The Principles in the Code of Ethics:

  • Engage with the public
  • Pursue the truth
  • Minimize harm
  • Engage with decision-makers
  • Support diversity
  • Be a mentor
  • Be accountable

Download the Code of Ethics here.

As a Young Scientist in the community, we have had several interesting discussions over the issues such as science deniers, fake news, public engagement, trust in science, and other similar concerns. We strongly felt the need to give our stand on our views, and this formed the motivation of why the Code is needed. The excerpt from the website neatly summarises our reflections as a community.
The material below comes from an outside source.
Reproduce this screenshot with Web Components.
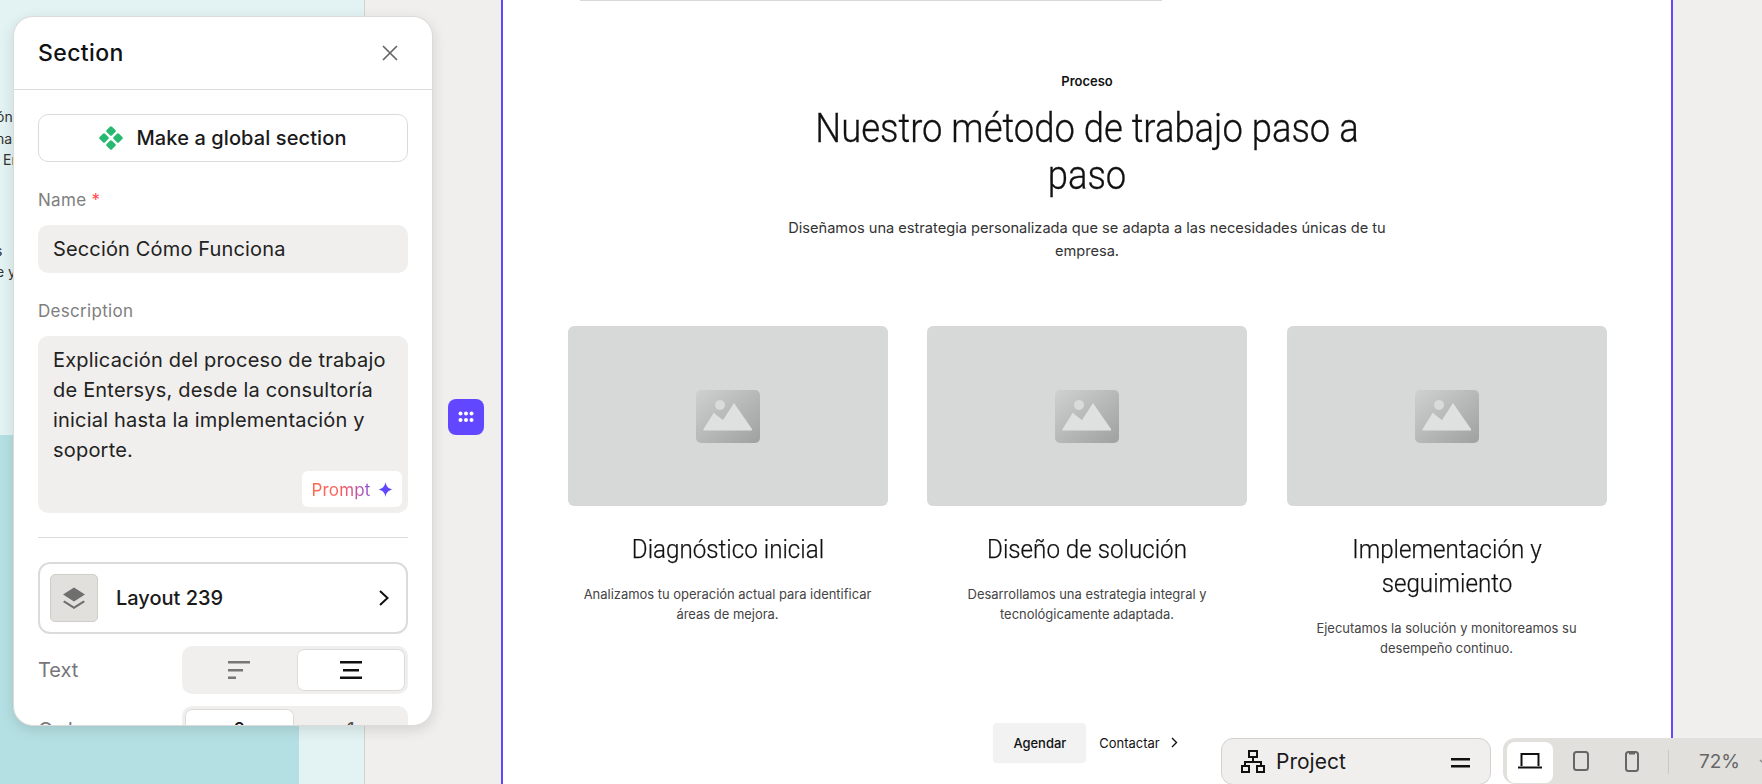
<!DOCTYPE html>
<html lang="es"><head><meta charset="utf-8"><title>Section</title>
<style>
html,body{margin:0;height:100%;overflow:hidden;background:#f0efed;font-family:Inter,"Liberation Sans",sans-serif}
</style></head><body>
<editor-canvas>
  <preview-strip></preview-strip>
  <section-page>
    <step-card title-text="Diagnóstico inicial" text="Analizamos tu operación actual para identificar áreas de mejora."></step-card>
    <step-card title-text="Diseño de solución" text="Desarrollamos una estrategia integral y tecnológicamente adaptada."></step-card>
    <step-card title-text="Implementación y seguimiento" text="Ejecutamos la solución y monitoreamos su desempeño continuo."></step-card>
  </section-page>
  <section-panel></section-panel>
  <drag-handle></drag-handle>
  <bottom-bar></bottom-bar>
</editor-canvas>
<script>
function def(name, html){
  customElements.define(name, class extends HTMLElement{
    constructor(){super();this.attachShadow({mode:'open'}).innerHTML=html;}
  });
}
def('editor-canvas',`<style>:host{display:flex;position:relative;width:1762px;height:784px;overflow:hidden}</style><slot></slot>`);
def('preview-strip',`<style>
:host{display:flex;flex-direction:column;width:364px;height:784px;box-sizing:content-box;border-right:1px solid #d3d2cf;background:#e3f3f3;flex:none;font:14px/21.500px Inter,sans-serif;color:#333}
.txt{height:435px;padding-top:106px;box-sizing:border-box;overflow:hidden}
.l{width:14px;height:21.500px;overflow:hidden;display:flex;white-space:nowrap}
.gap{height:69px}
.teal{flex:1;width:299px;background:#b5e0e3}
</style><div class="txt"><div class="l" style="margin-left:-4px;width:18px">ón</div><div class="l" style="margin-left:-4px;width:18px">nar</div><div class="l" style="margin-left:3px;width:11px">En</div><div class="gap"></div><div class="l" style="margin-left:-5px;width:19px">s</div><div class="l" style="margin-left:-4px;width:18px">e y</div></div><div class="teal"></div>`);
def('section-page',`<style>
:host{display:flex;flex-direction:column;align-items:center;box-sizing:border-box;width:1172px;height:784px;margin-left:136px;flex:none;background:#fff;border-left:2px solid #6147ff;border-right:2px solid #6147ff;color:#111}
.rule{align-self:flex-start;margin-left:77px;width:582px;height:1px;background:#d8d8d6;flex:none}
.tag{margin-top:71px;font:600 12.960px/18px Inter,sans-serif}
h2{margin:15px 0 0;width:640px;text-align:center;font:300 40px/47px Roboto,sans-serif;-webkit-text-stroke:.3px #111;transform:scaleX(.91);color:#111}
p{margin:18px 0 0;width:620px;text-align:center;font:400 14.620px/22.500px Inter,sans-serif;color:#333}
.grid{display:grid;grid-template-columns:repeat(3,320px);gap:39.500px;margin-top:64px;width:1039px}
.btns{display:flex;align-items:center;margin-top:auto;margin-bottom:22px;margin-right:3px;gap:13px;font:500 12.960px/18px Inter,sans-serif}
.a{padding:10.500px 20px;background:#f2f2f2;border-radius:4px;box-shadow:0 1px 1px #0001}
.c{display:flex;align-items:center;gap:10px;font-weight:400}
</style><div class="rule"></div><div class="tag">Proceso</div><h2>Nuestro método de trabajo paso a paso</h2><p>Diseñamos una estrategia personalizada que se adapta a las necesidades únicas de tu empresa.</p><div class="grid"><slot></slot></div>
<div class="btns"><span class="a">Agendar</span><span class="c">Contactar <svg width="8" height="11" viewBox="0 0 8 11"><path d="M2 1l4.500 4.500L2 10" fill="none" stroke="#111" stroke-width="1.400"/></svg></span></div>`);
customElements.define('step-card',class extends HTMLElement{constructor(){super();this.attachShadow({mode:'open'})
.innerHTML=`<style>:host{display:flex;flex-direction:column;align-items:center;text-align:center}
.img{width:320px;height:180px;background:#d7d9d9;border-radius:6px;display:flex;align-items:center;justify-content:center}
h3{margin:26px 0 0;width:320px;font:300 26px/34px Roboto,sans-serif;-webkit-text-stroke:.25px #111;transform:scaleX(.93);color:#111}
p{margin:19px 0 0;width:310px;font:400 12.960px/19.500px Inter,sans-serif;color:#444}
</style><div class="img"><svg width="64" height="53" viewBox="0 0 64 53"><defs><linearGradient id="g" x1="0" y1="0" x2="1" y2="1"><stop offset="0" stop-color="#cfd1d1"/><stop offset="1" stop-color="#9fa1a1"/></linearGradient></defs><rect width="64" height="53" rx="5" fill="url(#g)"/><circle cx="24" cy="15" r="5" fill="#d9dbdb"/><path d="M8 40.500a1 1 0 0 1-.5-1.500L17 24a1 1 0 0 1 2 0l8 6 10-15.500a1 1 0 0 1 2 0L56 39a1 1 0 0 1-.5 1.500z" fill="#dfe1e1"/></svg></div><h3>${this.getAttribute('title-text')}</h3><p>${this.getAttribute('text')}</p>`;}});
def('drag-handle',`<style>:host{position:absolute;left:448px;top:399px;width:36px;height:36px;border-radius:8px;background:#6147ff;display:flex;align-items:center;justify-content:center}</style><svg width="16" height="12" viewBox="0 0 16 12" fill="#fff"><circle cx="2.500" cy="2.500" r="2"/><circle cx="8" cy="2.500" r="2"/><circle cx="13.500" cy="2.500" r="2"/><circle cx="2.500" cy="9" r="2"/><circle cx="8" cy="9" r="2"/><circle cx="13.500" cy="9" r="2"/></svg>`);
def('section-panel',`<style>
:host{position:absolute;left:13px;top:16px;width:420px;height:710px;box-sizing:border-box;background:#fff;border:1px solid #dcdbd9;border-radius:20px;overflow:hidden;box-shadow:0 4px 14px rgba(0,0,0,.12);font-family:Inter,sans-serif;color:#111}
header{height:72px;display:flex;align-items:center;justify-content:space-between;padding:0 33px 0 24px;border-bottom:1px solid #dcdbd9;box-sizing:content-box}
h1{margin:0;font:450 23px/28px Inter,sans-serif;letter-spacing:.4px}
.body{padding:24px 24px}
.gl{height:48px;box-sizing:border-box;border:1px solid #dcdbd9;border-radius:10px;display:flex;align-items:center;justify-content:center;gap:13px;font:450 20px/24px Inter,sans-serif;letter-spacing:.1px;color:#1a1a1a}
label{display:block;font:400 17px/20px Inter,sans-serif;letter-spacing:.3px;color:#7e7e7e}
label b{color:#ff4d4d;font-weight:400}
.n{margin-top:28px}
.inp{margin-top:15px;height:48px;border-radius:10px;background:#f0efed;display:flex;align-items:center;padding:0 15px;font:400 20px/24px Inter,sans-serif;letter-spacing:.15px;color:#222}
.d{margin-top:28px}
.ta{position:relative;margin-top:15px;height:177px;box-sizing:border-box;border-radius:10px;background:#f0efed;padding:9px 15px;font:400 20px/30px Inter,sans-serif;letter-spacing:.2px;color:#222}
.pr{position:absolute;right:6px;bottom:6px;width:100px;height:36px;padding-top:1px;box-sizing:border-box;background:#fff;border-radius:6px;display:flex;align-items:center;justify-content:center;gap:7px;font:400 17px/20px Inter,sans-serif;letter-spacing:.2px}
.pr span{background:linear-gradient(90deg,#ff6a4d,#ff5a5a 50%,#8a4fe0);-webkit-background-clip:text;background-clip:text;color:transparent}
hr{margin:24px 0;border:0;border-top:1px solid #dcdbd9}
.lay{height:72px;box-sizing:border-box;border:2px solid #dcdbd9;border-radius:12px;display:flex;align-items:center;padding:0 16px 0 10px;gap:18px;font:450 20px/24px Inter,sans-serif;color:#1a1a1a}
.th{width:48px;height:48px;box-sizing:border-box;background:#e1e0dc;border:1px solid #cfcec9;border-radius:5px;display:flex;align-items:center;justify-content:center}
.lay .t{flex:1}
.row{display:flex;align-items:center;justify-content:space-between;margin-top:12px;height:48px}
.row>span{font:400 20px/24px Inter,sans-serif;color:#77767a}
.seg{width:226px;height:48px;box-sizing:border-box;background:#f0efed;border-radius:10px;padding:3px;display:flex;gap:3px}
.seg i{flex:1;display:flex;align-items:center;justify-content:center;border-radius:7px;font:normal 500 18px/24px Inter,sans-serif;color:#555}
.seg i.on{background:#fff;box-shadow:inset 0 0 0 1px #dcdbd9;color:#111}
</style>
<header><h1>Section</h1><svg width="18" height="18" viewBox="0 0 18 18"><path d="M2 2l14 14M16 2L2 16" stroke="#666" stroke-width="1.700" fill="none"/></svg></header>
<div class="body">
<div class="gl"><svg width="24" height="24" viewBox="0 0 24 24" fill="#27b96f"><rect x="8.200" y="1.200" width="7.600" height="7.600" rx="1.500" transform="rotate(45 12 5)"/><rect x="8.200" y="15.200" width="7.600" height="7.600" rx="1.500" transform="rotate(45 12 19)"/><rect x="1.200" y="8.200" width="7.600" height="7.600" rx="1.500" transform="rotate(45 5 12)"/><rect x="15.200" y="8.200" width="7.600" height="7.600" rx="1.500" transform="rotate(45 19 12)"/></svg><span>Make a global section</span></div>
<label class="n">Name <b>*</b></label>
<div class="inp">Sección Cómo Funciona</div>
<label class="d">Description</label>
<div class="ta">Explicación del proceso de trabajo de Entersys, desde la consultoría inicial hasta la implementación y soporte.<div class="pr"><span>Prompt</span><svg width="15" height="15" viewBox="0 0 14 14"><path d="M7 0c.6 4 2.500 6.300 7 7-4.500.7-6.400 3-7 7-.6-4-2.500-6.300-7-7 4.500-.7 6.400-3 7-7z" fill="#6147ff"/></svg></div></div>
<hr>
<div class="lay"><div class="th"><svg width="24" height="24" viewBox="0 0 24 24" fill="#6f6f6f"><path d="M12 1.500l11 7-11 7-11-7z"/><path d="M2.500 14.500L12 20.500l9.500-6 1.500 1.500L12 23 1 16z"/></svg></div><div class="t">Layout 239</div><svg width="12" height="18" viewBox="0 0 12 18"><path d="M2 2l7.500 7L2 16" fill="none" stroke="#111" stroke-width="2"/></svg></div>
<div class="row"><span>Text</span><div class="seg"><i><svg width="24" height="18" viewBox="0 0 24 18" fill="#777"><rect x="1" y="0" width="22" height="2.500"/><rect x="1" y="8" width="15" height="2.500"/><rect x="1" y="15.500" width="8" height="2.500"/></svg></i><i class="on"><svg width="24" height="18" viewBox="0 0 24 18" fill="#111"><rect x="1" y="0" width="22" height="2.500"/><rect x="4" y="8" width="16" height="2.500"/><rect x="1" y="15.500" width="22" height="2.500"/></svg></i></div></div>
<div class="row"><span>Order</span><div class="seg"><i class="on">2</i><i>1</i></div></div>
</div>`);
def('bottom-bar',`<style>
:host{position:absolute;left:1221px;top:738px;width:541px;height:46px;display:flex;gap:12px;font-family:Inter,sans-serif}
.p{flex:none;width:270px;height:47px;box-sizing:border-box;border:1px solid #d2d1ce;border-radius:12px;background:#f0efed;display:flex;align-items:center;padding:0 20px 0 18px;gap:10px;font:400 21px/24px Inter,sans-serif;color:#1a1a1a}
.p .t{flex:1}
.p svg:last-child{margin-top:3px}
.r{flex:1;min-width:0;overflow:hidden;height:46px;background:#e1e0dc;border-radius:12px 0 0 12px;display:flex;align-items:flex-start;padding:4px 0 0 4px;box-sizing:border-box}
.b{width:46px;height:41px;display:flex;align-items:center;justify-content:center;border-radius:8px;flex:none}
.b+.b{margin-left:5px}
.b.on{background:#fff}
.sp{width:1px;height:24px;background:#c9c8c4;margin:8px 0 0 13px;flex:none}
.z{font:400 19px/24px Inter,sans-serif;color:#666;margin:8px 0 0 30px;flex:none}
.ch{margin:17px 0 0 19px;flex:none}
</style>
<div class="p"><svg width="26" height="26" viewBox="0 0 26 26" fill="none" stroke="#111" stroke-width="2"><rect x="9" y="2" width="8" height="6"/><path d="M13 8v5M5 17v-4h16v4"/><rect x="2" y="17" width="7" height="6"/><rect x="17" y="17" width="7" height="6"/></svg><span class="t">Project</span><svg width="19" height="10" viewBox="0 0 19 10" fill="#111"><rect y="0" width="19" height="2.500"/><rect y="7" width="19" height="2.500"/></svg></div>
<div class="r">
<div class="b on"><svg width="24" height="18" viewBox="0 0 24 18" fill="none" stroke="#111" stroke-width="2" style="margin-top:-4px"><path d="M3.500 14V2h17v12"/><path d="M0 15.500h24"/></svg></div>
<div class="b"><svg width="16" height="20" viewBox="0 0 16 20" fill="none" stroke="#666" stroke-width="2" style="margin-top:-3px"><rect x="1" y="1" width="14" height="18" rx="2.500"/></svg></div>
<div class="b"><svg width="14" height="21" viewBox="0 0 14 21" fill="none" stroke="#666" stroke-width="2" style="margin-top:-3px"><rect x="1" y="1" width="12" height="19" rx="2.500"/><path d="M4 2h6" stroke-width="3"/></svg></div>
<div class="sp"></div><div class="z">72%</div><svg class="ch" width="10" height="7" viewBox="0 0 10 7"><path d="M1 1l4 4 4-4" fill="none" stroke="#888" stroke-width="1.300"/></svg>
</div>`);
</script>
</body></html>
As society gains access to more sources of information and diverging opinions, and as a growing number of reports are throwing the reliability of scientific research into question, scientists are under scrutiny, questioned and mistrusted. This new context gives rise to redefining the social and moral contracts that bind researchers to society and infusing it with the most irreproachable behaviours. Moreover, in an era in which leaders publicly question the consensus of the scientific community, upholding the highest standards of research practice is more important than ever. Any corruption of the scientific process impacts the perceived credibility of important contributions to knowledge, making it harder to engage with the general public, and affecting the ability of scientists to translate discoveries into practical solutions or public policies.

Codes of ethics seek to safeguard these high standards of behaviours and practices. Many examples exist, but so far no code of conduct or ethics that is interdisciplinary and global in its perspective has achieved universal uptake.

The World Economic Forum Young Scientists Community — a group of leading researchers under the age of 40 from diverse fields and all regions of the world — came together to identify and reflect on the cross-cutting ethical issues they are faced with. This universal Code of Ethics is the result of their extensive reflections and consultations with researchers and ethicists. It serves as a tool to nurture a positive change of culture in the research world by not only guiding and shaping the behaviour of individuals but also the processes of the scientific institutions that are to facilitate this cultural shift.

I hope that you will support and endorse this universal Code of Ethics for Researchers! While I admit that it may not be possible to adhere to all of the Principles, I believe small efforts count towards making science trustworthy, accessible and friendly! This is particularly important for civil society, who represents the biggest group of people to reach out and persuade them that science and technology can improve lives and the environment.

More importantly, for the civil society, I hope to reach out and say that these are some guiding principles that we, as researchers, want to follow to our best, and engage meaningfully with you in science.